Fabius told a U.N. Security Council debate that an “action charter” was needed to address the violence that saw 20 Coptic Christians beheaded in Libya last month.
“The danger is that minorities will disappear entirely,” Fabius said. “The international community must not let that happen.”
Islamic State of Iraq and Syria (ISIS) militants in Iraq, Syria and Libya have targeted religious minorities in attacks, notably Yazidis in a campaign that UN investigators have said probably amounts to genocide.
Iraq was home to 1.4 million Christians in 1987, but only 400,000 remain, Fabius said.
The foreign minister called for more humanitarian aid to help minorities return to their homes and said coalition forces must make protecting religious groups a “primary goal.”

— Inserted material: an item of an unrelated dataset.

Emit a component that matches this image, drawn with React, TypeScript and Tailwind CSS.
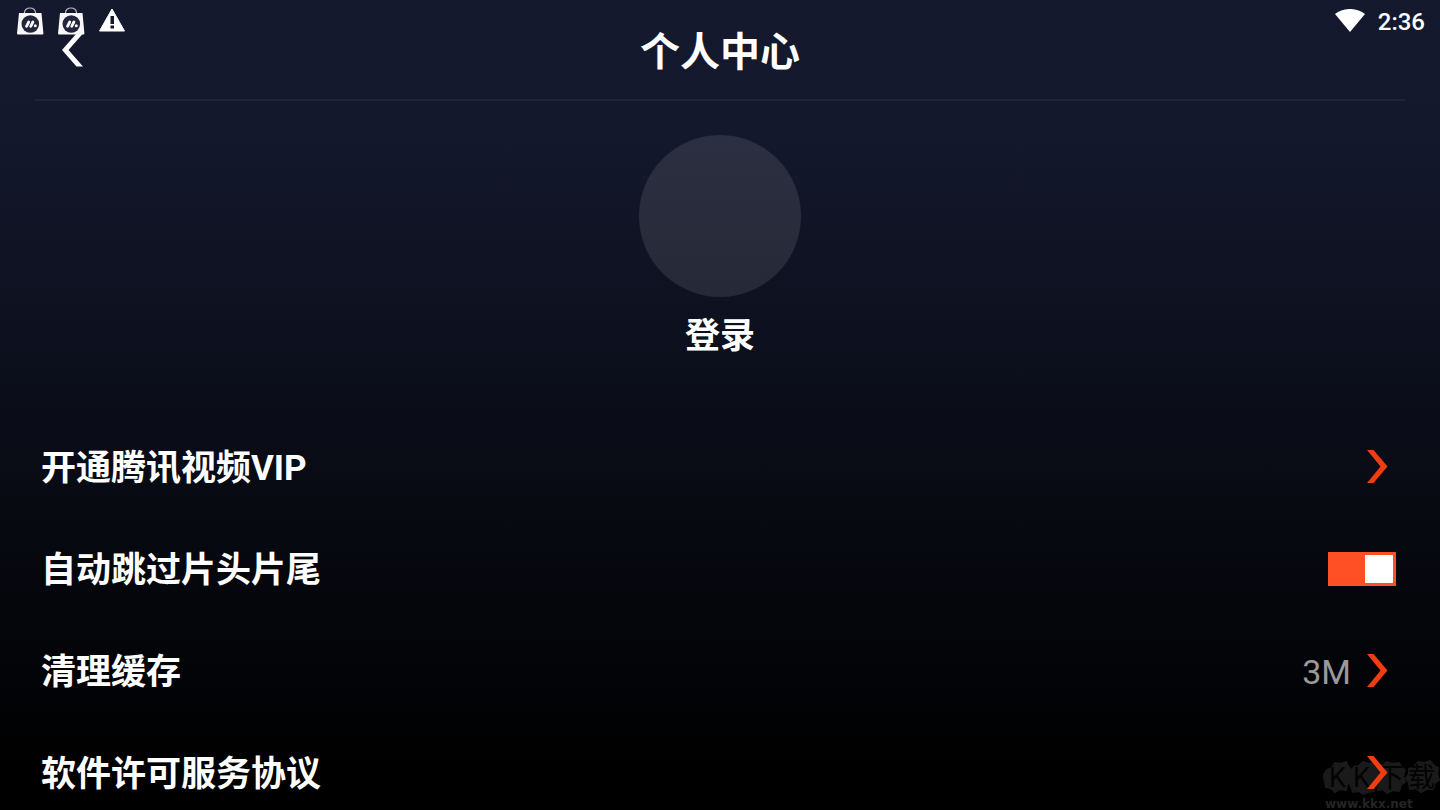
import React, { useState } from 'react';

interface RowProps {
  label: string;
  value?: string;
}

const BagIcon = () => (
  <svg viewBox="0 0 28 28" className="w-7 h-7" aria-hidden="true">
    <path d="M8.5 7V5.5a5.5 4.5 0 0 1 11 0V7" fill="none" stroke="#b9bbc6" strokeWidth="1.2" />
    <path d="M3 6h22.5l1.9 20.5q0 1-1 1H2q-1 0-1-1z" fill="#f8f8fa" />
    <circle cx="14.3" cy="17" r="8.8" fill="#23263a" />
    <path d="M10.500 19.300l2.200-4.300M14.700 19.300l2.200-4.300" stroke="#f8f8fa" strokeWidth="2.8" strokeLinecap="round" />
    <circle cx="19.3" cy="18.8" r="1.5" fill="#f8f8fa" />
  </svg>
);

const WarningIcon = () => (
  <svg viewBox="0 0 28 28" className="w-7 h-7" aria-hidden="true">
    <path d="M14 2l12.5 22h-25z" fill="#fff" stroke="#fff" strokeWidth="1" strokeLinejoin="round" />
    <path d="M12.5 9h3.500v8h-3.500zM12.500 18.500h3.500v3h-3.500z" fill="#15182d" />
  </svg>
);

const WifiIcon = () => (
  <svg viewBox="0 0 30 24" className="w-[30px] h-6" aria-hidden="true">
    <path d="M0 5C8-1.700 22-1.700 30 5L15 23z" fill="#fff" />
  </svg>
);

const ChevronRight = () => (
  <svg viewBox="0 0 22 34" className="w-[22px] h-[34px]" aria-hidden="true">
    <path d="M0 0h6.500L20.500 16.500 6.500 33H0l13.500-16.500z" fill="#f23c12" />
  </svg>
);

const StatusBar = () => (
  <div className="absolute inset-x-0 top-0 flex h-[42px] items-center justify-between pl-4 pr-[15px] pointer-events-none">
    <div className="flex items-center gap-[13px]">
      <BagIcon />
      <BagIcon />
      <WarningIcon />
    </div>
    <div className="flex items-center gap-[13px]">
      <WifiIcon />
      <span className="pt-[2px] font-[Roboto] text-2xl leading-7 font-medium">2:36</span>
    </div>
  </div>
);

const LinkRow = ({ label, value }: RowProps) => (
  <li>
    <a href="#" className="flex h-[102px] items-center justify-between pl-[41px] pr-[51px]">
      <span className="pt-1 font-bold">{label}</span>
      <span className="flex items-center gap-4">
        {value && <span className="pt-[2px] text-[34px] text-[#9a9a9c]">{value}</span>}
        <ChevronRight />
      </span>
    </a>
  </li>
);

const Watermark = () => (
  <div className="absolute bottom-0 right-0 flex w-[117px] flex-col pointer-events-none">
    <svg viewBox="0 0 117 40" className="w-[117px] h-10" fontSize="27" fill="#030303">
      <path
        d="M4 12l5-2 3-5 6 1 5-2 2 4 3 4-3 5 2 6-3 3-1 6-6-1-5 3-4-4-5-1-1-6-2-5zM27 14l4-5 5-1 4-4 6 2 6-1 1 5 4 4-3 6 2 5-4 3-1 5-6 1-5 2-4-3-6 1-2-6-3-4zM55 9l5-1 3-4 7 2 6-1 2 4 4 3-2 6 2 6-4 3-2 6-6-1-6 3-4-4-5 1-2-7-3-5 3-5zM86 11l5-2 4-5 7 1 5-2 4 5 4 2-1 6 2 6-4 3-2 6-6 0-6 3-5-4-6 1-1-6-3-5 3-4z"
        fill="#1a1a1a"
        stroke="#1a1a1a"
        strokeWidth="2"
        strokeLinejoin="round"
      />
      <text x="6" y="29">K</text>
      <text x="30" y="29">K</text>
      <text x="54" y="29">下</text>
      <text x="85" y="29">载</text>
    </svg>
    <span className="pl-[2px] font-['DejaVu_Sans'] text-xs leading-3 font-bold text-[#242424]">www.kkx.net</span>
  </div>
);

const App = () => {
  const [skipIntro, setSkipIntro] = useState(true);

  return (
    <div className="relative flex h-screen flex-col overflow-hidden bg-[linear-gradient(to_bottom,#14192e_0%,#13182c_16%,#000_96%)] font-[Roboto,'Noto_Sans_CJK_SC',sans-serif] text-white">
      <header className="mx-[35px] grid h-[101px] shrink-0 grid-cols-[1fr_auto_1fr] items-center border-b-2 border-[#1f2439]">
        <button type="button" aria-label="返回" className="ml-[26px] justify-self-start">
          <svg viewBox="0 0 22 34" className="w-[22px] h-[34px]" aria-hidden="true">
            <path d="M22 0.5h-6.500L1 17l14.500 16.500H22L7.500 17z" fill="#fff" />
          </svg>
        </button>
        <h1 className="pt-[6px] text-[40px] leading-[60px] font-bold">个人中心</h1>
      </header>

      <Watermark />

      <main className="relative flex-1 overflow-y-auto [scrollbar-width:none] text-[35px] leading-[52px]">
        <section className="flex h-[315px] flex-col items-center pt-[34px]">
          <button type="button" className="flex flex-col items-center gap-[14px]">
            <span className="size-[162px] rounded-full bg-white/10" />
            <span className="font-bold">登录</span>
          </button>
        </section>

        <ul>
          <LinkRow label="开通腾讯视频VIP" />
          <li>
            <label className="flex h-[102px] items-center justify-between pl-[41px] pr-11">
              <span className="pt-1 font-bold">自动跳过片头片尾</span>
              <input
                type="checkbox"
                role="switch"
                checked={skipIntro}
                onChange={(e) => setSkipIntro(e.target.checked)}
                className="flex h-[34px] w-[68px] appearance-none items-center bg-neutral-600 px-[3px] before:size-7 before:bg-white checked:justify-end checked:bg-[#ff4f25]"
              />
            </label>
          </li>
          <LinkRow label="清理缓存" value="3M" />
          <LinkRow label="软件许可服务协议" />
        </ul>
      </main>

      <StatusBar />
    </div>
  );
};

export default App;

Vian Dakhil, a Yazidi member of the Iraqi parliament, asked the council to formally adopt a resolution declaring the violence targeting her community as a genocide.

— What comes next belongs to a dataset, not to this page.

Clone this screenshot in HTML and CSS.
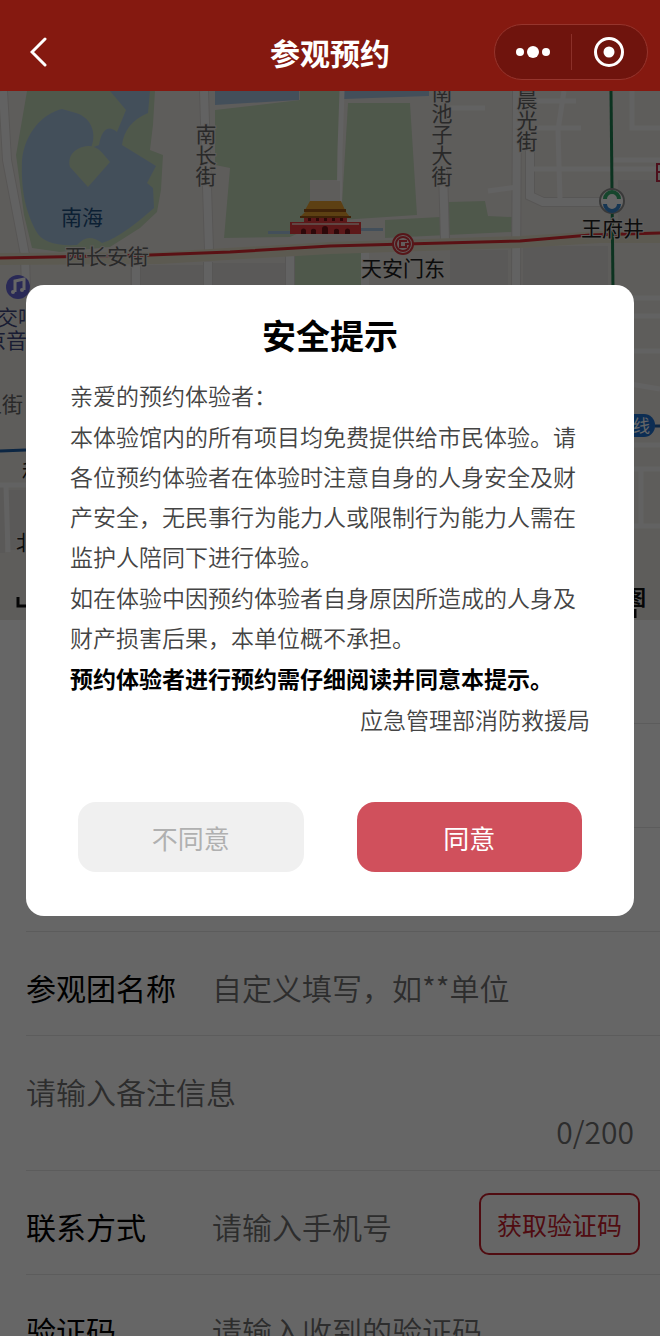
FILE: index.html
```html
<!DOCTYPE html>
<html lang="zh-CN">
  <head>
    <meta charset="UTF-8" />
    <meta name="viewport" content="width=device-width, initial-scale=1" />
    <title>参观预约</title>
    <link rel="stylesheet" href="styles.css">
  </head>
  <body>
    <header class="navbar">
      <button class="back" type="button" aria-label="返回">
        <svg width="18" height="30" viewBox="0 0 18 30"><path d="M15 2 L2 15 L15 28" /></svg>
      </button>
      <h1>参观预约</h1>
      <div class="capsule">
        <button type="button" aria-label="更多">
          <svg width="36" height="16" viewBox="0 0 36 16">
            <circle cx="5" cy="8" r="4" /><circle cx="18" cy="8" r="6" /><circle cx="31" cy="8" r="4" />
          </svg>
        </button>
        <button type="button" aria-label="关闭">
          <svg width="32" height="32" viewBox="0 0 32 32">
            <circle class="ring" cx="16" cy="16" r="13.5" /><circle cx="16" cy="16" r="5.5" />
          </svg>
        </button>
      </div>
    </header>

    <main>
      <svg class="map" viewBox="0 91 660 529" preserveAspectRatio="xMidYMid slice">
        <rect class="ground" x="0" y="91" width="660" height="529" />

        <!-- parks and lakes -->
        <path class="park" d="M27 91 H155 L153 125 L150 150 L163 155 L161 190 L157 212 L140 228 L110 247 L60 252 L32 248 L24 215 L16 155 Z" />
        <path class="water" d="M62 109 C42 114 25 133 22 160 C21 190 25 210 36 231 C42 242 55 246 77 245 C85 236 92 236 102 243 C118 238 138 222 154 208 L153 188 L147 183 L156 166 L122 145 C124 130 132 120 148 113 L150 91 H110 L126 110 L117 132 C109 125 102 128 99 145 L91 148 C97 134 92 118 76 113 Z" />
        <path class="park" d="M88 187 L70 167 C67 155 76 147 88 146 C99 146 103 154 110 162 Z" />
        <path class="park" d="M215 110 L300 100 V91 H340 V180 H310 V228 L290 237 L224 238 L230 168 L215 165 Z" />
        <path class="water" d="M215 91 H299 V100 L215 105 Z" />
        <path class="park" d="M348 103 H410 L417 215 L341 220 Z" />
        <path class="water" d="M344 91 H429 V96 L344 99 Z" />
        <path class="park" d="M295 250 V290 H361 V250 Z M385 220 L440 217 L448 202 L485 201 L488 216 L512 217 V232 L385 238 Z" />
        <path class="water" d="M268 231 H292 V234 H268 Z M361 228 H383 V231 H361 Z" />
        <path class="block" d="M130 265 H203 V290 H130 Z M212 263 H285 V290 H212 Z M450 250 H508 V290 H450 Z M523 246 H608 V290 H523 Z" />
        <path class="block" d="M618 180 H660 V238 H618 Z M0 485 H5 V553 H0 Z M8 490 H26 V550 H8 Z" />

        <!-- streets -->
        <g class="road-edge">
          <path d="M3 91 L7 160 L25 255 L26 290 M204 91 L209 250 M208 262 V290 M136 262 V290 M290 255 V290" />
          <path d="M517 91 L516 290 M443 170 L445 240 M530 150 V196 L543 202 H600" />
        </g>
        <g class="road">
          <path d="M3 91 L7 160 L25 255 L26 290 M204 91 L209 250 M208 262 V290 M136 262 V290 M290 255 V290 M365 252 V290" />
          <path d="M517 91 L516 290 M443 170 L445 240 M530 150 V196 L543 202 H600" />
        </g>
        <g class="lane">
          <path d="M342 91 L340 150 L339 220 M450 108 H485 M488 191 L518 187 M564 91 L558 130 L560 200 M534 101 H576 M534 128 H581 M532 169 H660 M632 91 V128 H660 M614 160 H660" />
          <path d="M0 485 H26 M6 485 L8 552 M630 298 H660 M630 316 H660 M630 351 H660 M630 384 L660 389 M630 445 H660 M630 469 H660 M641 470 V526 M630 526 H660" />
        </g>
        <path class="verge" d="M0 259 L160 258 L330 248 L520 242 L600 237 H660" />
        <path class="metro-red" d="M0 258 L150 255 L230 252 L330 246 L520 241 L590 235 L660 233" />
        <path class="metro-green" d="M611 91 L613 290" />
        <path class="metro-blue" d="M0 451 L26 450 M655 426 H660" />

        <!-- gate tower -->
        <g class="tower">
          <path class="pale" d="M310 181 H340 V202 H310 Z" />
          <path class="gold" d="M310 201 H341 L345 210 H305 Z M305 212 H346 L350 217 H300 Z" />
          <path class="eave" d="M304 209 H346 V212 H304 Z M300 216 H351 V218 H300 Z" />
          <path class="wall" d="M304 218 H347 V222 H304 Z M290 222 H361 V234 H290 Z" />
          <path class="trim" d="M292 223 H359 V225 H292 Z" />
          <path class="arch" d="M301 234 V231 A2 2 0 0 1 306 231 V234 Z M311 234 V230 A3 3 0 0 1 316 230 V234 Z M322 234 V229 A3 3 0 0 1 328 229 V234 Z M334 234 V230 A3 3 0 0 1 339 230 V234 Z M345 234 V231 A2 2 0 0 1 350 231 V234 Z" />
          <path class="arch" d="M308 218 H311 V221 H308 Z M316 218 H319 V221 H316 Z M324 218 H327 V221 H324 Z M332 218 H335 V221 H332 Z M340 218 H343 V221 H340 Z" />
        </g>

        <!-- stations -->
        <g class="station-red">
          <circle cx="403" cy="244" r="10" />
          <circle cx="403" cy="244" r="7" />
          <path d="M407 241 H400 V247 H406 V244 H410" />
        </g>
        <g class="station-loop">
          <circle cx="612" cy="201" r="12" />
          <path class="up" d="M605 199 A7 7 0 0 1 619 199" />
          <path class="down" d="M605 204 A7 7 0 0 0 619 204" />
        </g>
        <g class="music">
          <circle cx="18" cy="287" r="12" />
          <path d="M15 292 V281 L24 279 V290" />
          <circle class="note" cx="13" cy="292" r="2" /><circle class="note" cx="22" cy="290" r="2" />
        </g>
        <rect class="line-tag" x="600" y="414" width="55" height="23" rx="11" />
        <path class="box-mark" d="M662 164 H657 V181 H662 M657 172 H662" />

        <g class="road-name">
          <text class="down-text" x="206" y="124">南长街</text>
          <text class="down-text" x="442" y="82">南池子大街</text>
          <text class="down-text" x="527" y="89">晨光街</text>
          <text x="65" y="264">西长安街</text>
          <text x="-19" y="412">上街</text>
        </g>
        <text class="lake-name" x="61" y="225">南海</text>
        <g class="place">
          <text x="361" y="276">天安门东</text>
          <text x="581" y="236">王府井</text>
          <text x="22" y="479">和</text>
          <text x="16" y="550">北</text>
        </g>
        <g class="hall">
          <text x="-3" y="325">交响</text>
          <text x="-15" y="348">京音</text>
        </g>
        <text class="line-name" x="633" y="432">线</text>
        <path class="scale" d="M18 597 V606 H40 M635 609 V618" />
        <text class="brand" x="625" y="605">图</text>
      </svg>

      <form class="booking">
        <div class="row"></div>
        <div class="row"></div>
        <div class="row"></div>
        <div class="row">
          <label for="group">参观团名称</label>
          <input id="group" type="text" placeholder="自定义填写，如**单位">
        </div>
        <div class="row remark">
          <textarea id="remark" rows="1" maxlength="200" aria-label="备注" placeholder="请输入备注信息"></textarea>
          <span class="count">0/200</span>
        </div>
        <div class="row">
          <label for="phone">联系方式</label>
          <input id="phone" type="tel" placeholder="请输入手机号">
          <button class="code" type="button">获取验证码</button>
        </div>
        <div class="row">
          <label for="code">验证码</label>
          <input id="code" type="text" placeholder="请输入收到的验证码">
        </div>
      </form>
    </main>

    <div class="mask">
      <section class="dialog" role="dialog" aria-modal="true" aria-labelledby="tip-title">
        <h2 id="tip-title">安全提示</h2>
        <div class="tip">
          <p>亲爱的预约体验者：</p>
          <p>本体验馆内的所有项目均免费提供给市民体验。请各位预约体验者在体验时注意自身的人身安全及财产安全，无民事行为能力人或限制行为能力人需在监护人陪同下进行体验。</p>
          <p>如在体验中因预约体验者自身原因所造成的人身及财产损害后果，本单位概不承担。</p>
          <p class="strong">预约体验者进行预约需仔细阅读并同意本提示。</p>
          <p class="sign">应急管理部消防救援局</p>
        </div>
        <div class="actions">
          <button class="refuse" type="button">不同意</button>
          <button class="agree" type="button">同意</button>
        </div>
      </section>
    </div>
  </body>
</html>
```
FILE: styles.css
```css
* {
  box-sizing: border-box;
}

body {
  margin: 0;
  height: 100vh;
  overflow: hidden;
  background: #fff;
  color: #000;
  font-family: "Noto Sans CJK SC", sans-serif;
}

button,
input,
textarea {
  margin: 0;
  padding: 0;
  border: 0;
  background: none;
  font-family: inherit;
}

/* top bar, stays above the mask */
.navbar {
  position: relative;
  z-index: 2;
  display: grid;
  grid-template-columns: 1fr auto 1fr;
  align-items: center;
  height: 91px;
  padding: 12px 12px 0 30px;
  background: #851910;
}

.navbar h1 {
  margin: 0;
  padding-right: 18px;
  color: #fff;
  font-size: 30px;
  font-weight: 700;
  line-height: 40px;
}

.navbar svg {
  display: block;
  fill: #fff;
}

.back {
  justify-self: start;
}

.back path,
.capsule .ring {
  fill: none;
  stroke: #fff;
  stroke-width: 3;
  stroke-linecap: round;
}

.capsule {
  justify-self: end;
  display: flex;
  align-items: center;
  width: 154px;
  height: 56px;
  border: 1px solid #96352d;
  border-radius: 28px;
  background: #6f140d;
}

.capsule button {
  flex: 1;
  display: flex;
  align-items: center;
  justify-content: center;
  height: 36px;
}

.capsule button + button {
  border-left: 1px solid #8b3029;
}

/* map */
.map {
  display: block;
  width: 100%;
  height: 529px;
  font-size: 21px;
}

.ground { fill: #ece8e4; }
.park { fill: #c6dbbc; }
.water { fill: #a9c5e2; }
.block { fill: #e2dfdc; }

.road-edge,
.road,
.lane,
.verge {
  fill: none;
}

.road-edge { stroke: #dad7d4; stroke-width: 10; }
.road { stroke: #f6f5f4; stroke-width: 8; }
.lane { stroke: #f6f5f4; stroke-width: 5; }
.verge { stroke: #e6e2ca; stroke-width: 12; }

.metro-red { fill: none; stroke: #e02c34; stroke-width: 3; }
.metro-green { fill: none; stroke: #208050; stroke-width: 3; }
.metro-blue { fill: none; stroke: #1e60a8; stroke-width: 3; }

.tower .pale { fill: #ece8e4; }
.tower .gold { fill: #e8a030; }
.tower .eave { fill: #a05818; }
.tower .wall { fill: #e83c40; }
.tower .trim { fill: #f0b0a8; }
.tower .arch { fill: #701418; }

.station-red circle,
.station-red path {
  fill: #f8e8e6;
  stroke: #d83840;
  stroke-width: 2;
}

.station-loop circle { fill: #fff; stroke: #909090; stroke-width: 2; }
.station-loop path { fill: none; stroke-width: 4; }
.station-loop .up { stroke: #38b070; }
.station-loop .down { stroke: #3888d0; }

.music circle { fill: #6868d8; }
.music path { fill: none; stroke: #fff; stroke-width: 3; }
.music .note { fill: #fff; }

.line-tag { fill: #1e70d0; }
.line-name { fill: #fff; font-size: 17px; }
.box-mark { fill: none; stroke: #c02848; stroke-width: 2; }

.road-name,
.place,
.hall {
  paint-order: stroke;
  stroke: #ece8e4;
  stroke-width: 2;
}

.down-text {
  writing-mode: vertical-rl;
}

.road-name { fill: #666; }
.place { fill: #202020; }
.hall { fill: #404880; }
.lake-name { fill: #205080; }

.scale { fill: none; stroke: #101010; stroke-width: 3; }
.brand { fill: #101010; font-weight: 700; }

/* form */
.booking {
  padding-left: 26px;
}

.row {
  display: flex;
  align-items: center;
  height: 104px;
  padding: 2px 20px 0 0;
  border-bottom: 1px solid #e6e6e6;
}

.row label,
.row input,
.row textarea,
.count {
  font-size: 30px;
  line-height: 44px;
}

.row label {
  flex: none;
  width: 186px;
  padding-top: 4px;
}

.row input {
  flex: 1;
  min-width: 0;
  height: 48px;
  padding-top: 4px;
}

.row ::placeholder {
  color: #707070;
  font-weight: 350;
  opacity: 1;
}

.row.remark {
  flex-direction: column;
  align-items: stretch;
  height: 135px;
  padding: 33px 26px 0 0;
}

.remark textarea {
  height: 44px;
  resize: none;
  overflow: hidden;
}

.count {
  align-self: flex-end;
  color: #707070;
  font-weight: 350;
  line-height: 36px;
}

.code {
  flex: none;
  width: 161px;
  height: 62px;
  border: 2px solid #c8202c;
  border-radius: 10px;
  color: #c8202c;
  font-size: 25px;
  line-height: 50px;
}

/* safety notice */
.mask {
  position: fixed;
  inset: 0;
  z-index: 1;
  padding: 285px 26px 0;
  background: rgba(0, 0, 0, 0.6);
}

.dialog {
  padding: 30px 44px 44px;
  border-radius: 18px;
  background: #fff;
}

.dialog h2 {
  margin: 0 0 20px;
  font-size: 34px;
  font-weight: 700;
  line-height: 40px;
  text-align: center;
}

.tip {
  display: flex;
  flex-direction: column;
  gap: 1px;
  color: #444;
  font-size: 23px;
  font-weight: 350;
  line-height: 40px;
}

.tip p {
  margin: 0;
}

.tip .strong {
  color: #000;
  font-weight: 700;
}

.tip .sign {
  text-align: right;
}

.actions {
  display: flex;
  gap: 53px;
  margin-top: 63px;
  padding: 0 8px;
}

.actions button {
  flex: 1;
  height: 70px;
  border-radius: 18px;
  font-size: 26px;
}

.refuse {
  background: #f0f0f0;
  color: #b0b0b0;
}

.agree {
  background: #d0505c;
  color: #fff;
}
```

More than 420,000 of Iraq’s 600,000 Yazidis have been forced from their homes and are living in camps, Dakhil said.
Religious minorities have been on the “frontline” in the fight against the ISIS, which she branded “the most dangerous terrorist organization in the world.
“More than 2,000 Yazidis have been slaughtered in cold blood by ISIL (ISIS) for no reason except that we are Yazidis and we profess a religion that is different from ISIL,” Dakhil said.
“Our women are being raped. Our girls are being sold. Our children are taken to places, we don’t know for what,” she said.
Fabius called for prosecutions before the International Criminal Court, a move that was blocked by Russia and China last year when the Security Council sought accountability in Syria.
U.N. rights chief Zeid Ra’ad Al Hussein urged the 15-member council to overcome differences and refer Iraq and Syria to the ICC.
“The delicate mosaic is being shattered, and this Security Council must take action unanimously and decisively to end the conflicts and refer Iraq and Syria to the ICC,” said Hussein.